Second, operators are increasingly focused on SIM-based authentication and subscription management for satellite services. Rather than having subscribers sign up for separate satellite plans through third-party providers, MNOs want NTN connectivity delivered transparently under their existing SIM and eSIM frameworks, maintaining control over the customer relationship, billing, and quality of service guarantees.

Third — and perhaps most critically from a network architecture standpoint — operators are pushing for tighter integration between NTN and their core network infrastructure, including their 5G standalone (SA) core deployments. This means ensuring that satellite backhaul, IoT connectivity, and direct-to-device services flow through operator-managed network functions rather than bypassing them entirely.

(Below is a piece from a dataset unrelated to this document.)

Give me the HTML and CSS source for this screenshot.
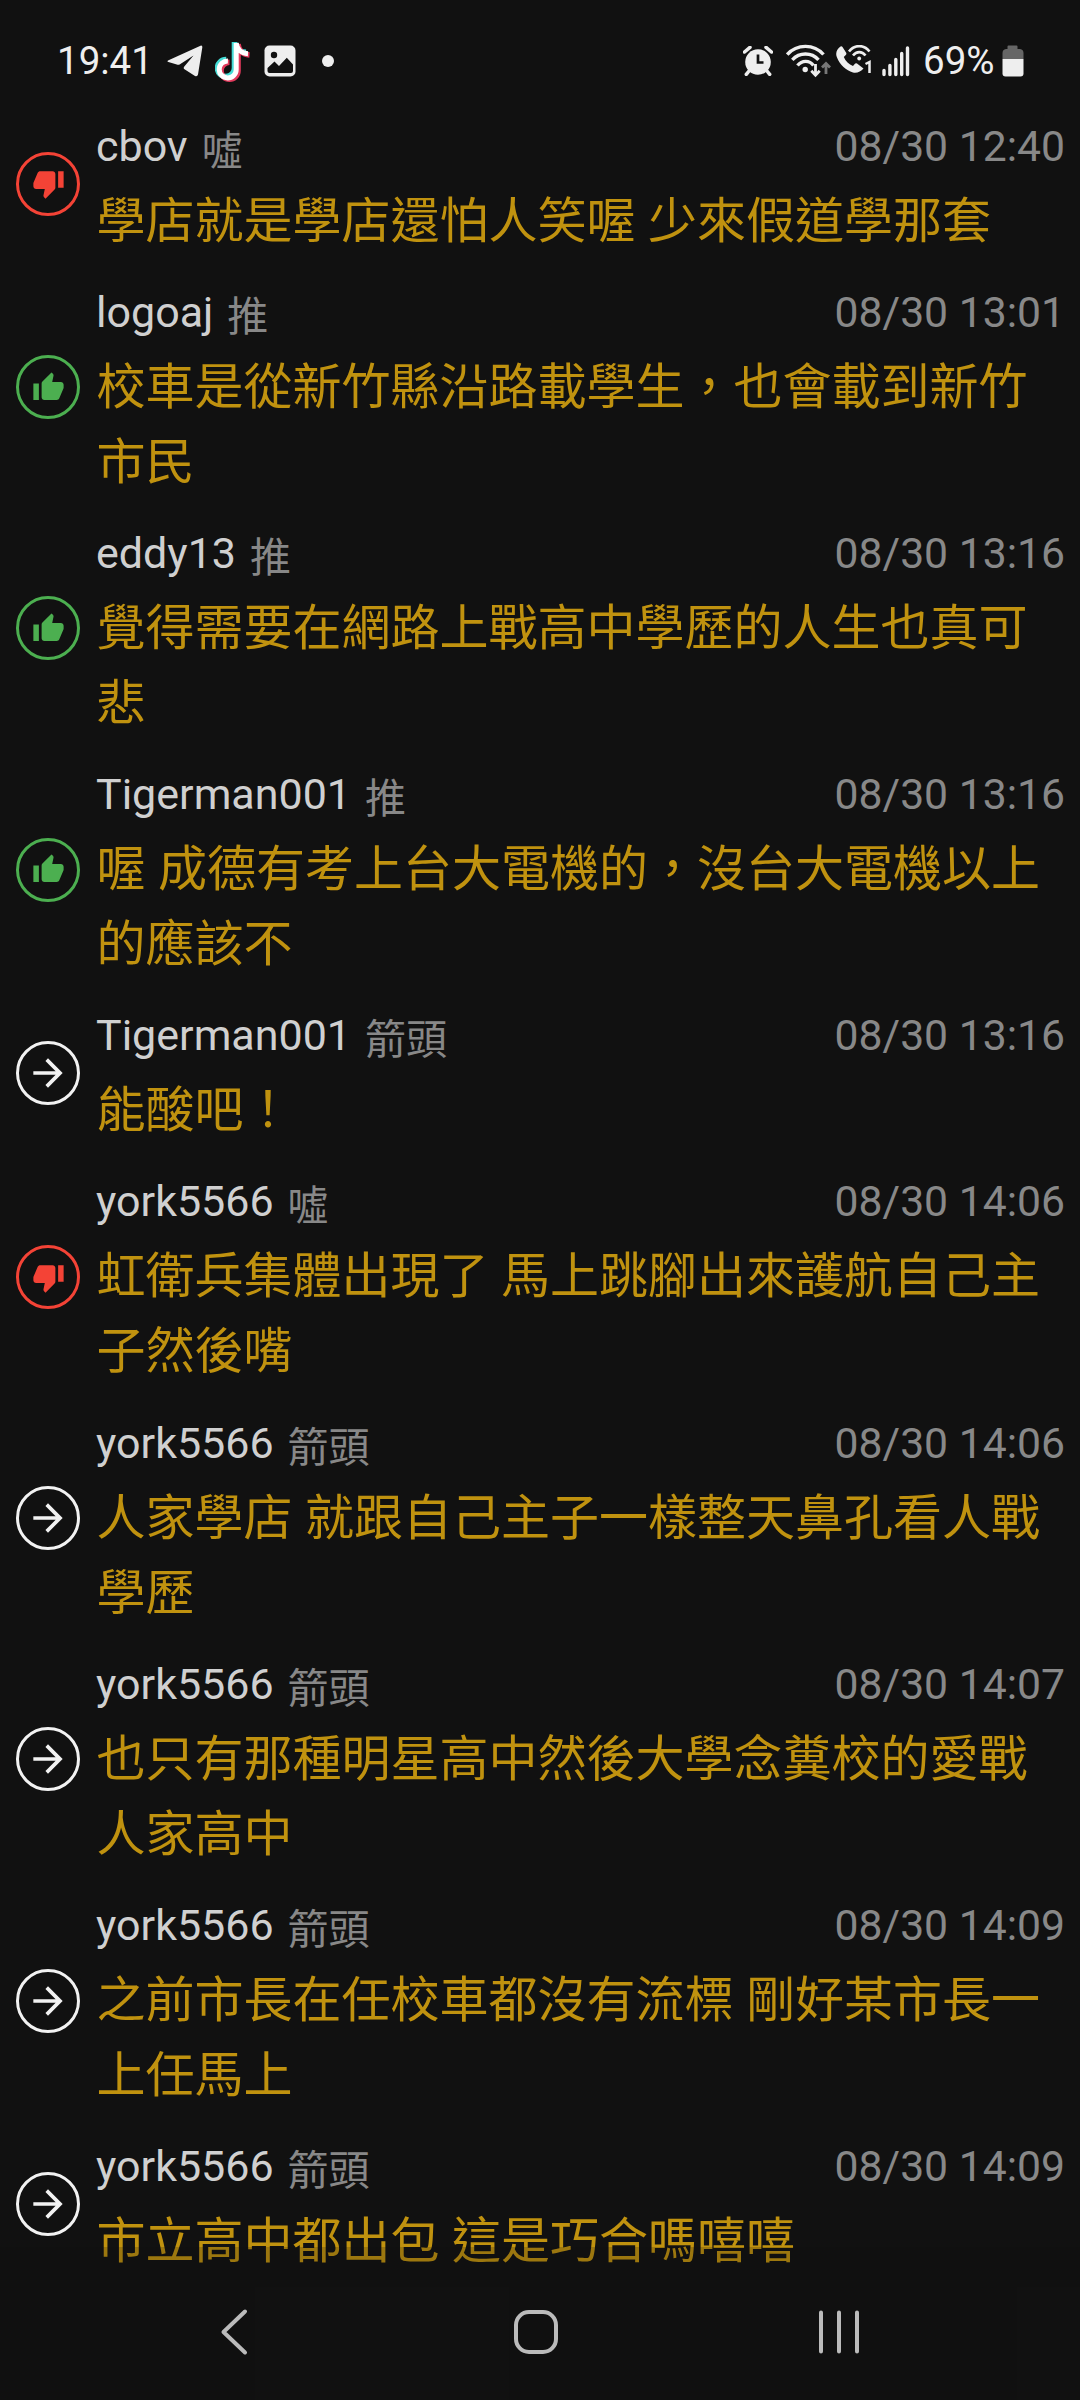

The 3GPP Foundation: Standards as a Tool for Operator Empowerment

The standardization machinery of 3GPP has become a primary battleground in this struggle. With Release 17 formally introducing NTN support into the 5G standard — covering both geostationary (GEO) and non-geostationary (NGSO) orbit satellites — operators now have a technical framework that positions them as legitimate architects of satellite services rather than mere resellers.

Release 18 expands on this further, refining NTN capabilities for enhanced mobile broadband (eMBB) scenarios and improving handover mechanisms between terrestrial and non-terrestrial segments. Looking ahead, Release 19 is expected to address more advanced hybrid NTN-terrestrial architectures, which will be crucial for operators wanting to offer seamless coverage continuity across urban, suburban, and remote geographies.

This standards-driven approach gives operators leverage they simply didn’t have when satellite connectivity was an entirely separate technological silo. By anchoring NTN within 5G NR standards, MNOs can deploy integrated solutions that leverage existing infrastructure investments and operational expertise.

Market Drivers: Why This Shift Is Happening Now

Several converging market forces are accelerating the operator push for NTN control. The explosion of IoT applications in agriculture, maritime, logistics, and utilities has created massive demand for ubiquitous connectivity that terrestrial networks alone cannot satisfy. Meanwhile, regulatory pressure in multiple markets is mandating broader rural and remote coverage — commitments that operators cannot meet without satellite augmentation.

At the same time, the direct-to-device satellite market is heating up rapidly. Apple’s satellite emergency SOS partnership with Globalstar, T-Mobile and SpaceX’s beta service for SMS connectivity in dead zones, and AST SpaceMobile’s broadband ambitions have all demonstrated consumer appetite for satellite-augmented mobile services. Operators watching these developments understand that if they don’t assert control over NTN delivery, handset manufacturers and satellite operators will happily establish direct consumer relationships that cut MNOs out entirely.

Challenges on the Road to Operator-Led NTN

Despite the strategic clarity operators are projecting, significant hurdles remain. Building or acquiring satellite infrastructure is capital-intensive in a way that even tier-one operators approach cautiously. Spectrum coordination between terrestrial and satellite systems remains technically complex, particularly in bands like Ka, Ku, and S-band where interference management is non-trivial. Latency characteristics of LEO satellites, while dramatically improved over GEO systems — typically 20–40ms versus 600ms+ — still present challenges for certain real-time applications.

Regulatory fragmentation across jurisdictions also complicates global NTN deployment strategies, as satellite operations inherently cross national boundaries in ways that terrestrial deployments do not.

Industry Outlook: A Hybrid Future, Operator-Defined

The GSMA Intelligence findings reflect a broader industry consensus that NTN is not a competitor to terrestrial 5G but rather its essential complement. The question is not whether satellite and ground-based networks will integrate — that outcome appears inevitable — but who will govern that integration and capture the associated value.

Operators are placing their bet on a future where they sit at the center of that hybrid architecture, leveraging 3GPP standards, existing spectrum assets, and deep customer relationships to define the NTN experience. Whether that ambition translates into concrete infrastructure ownership, strategic wholesale partnerships, or a more nuanced combination of both will vary by operator size and geography. But the directional intent is clear: the satellite frontier is too valuable to cede, and mobile operators are increasingly prepared to fight for their place in it.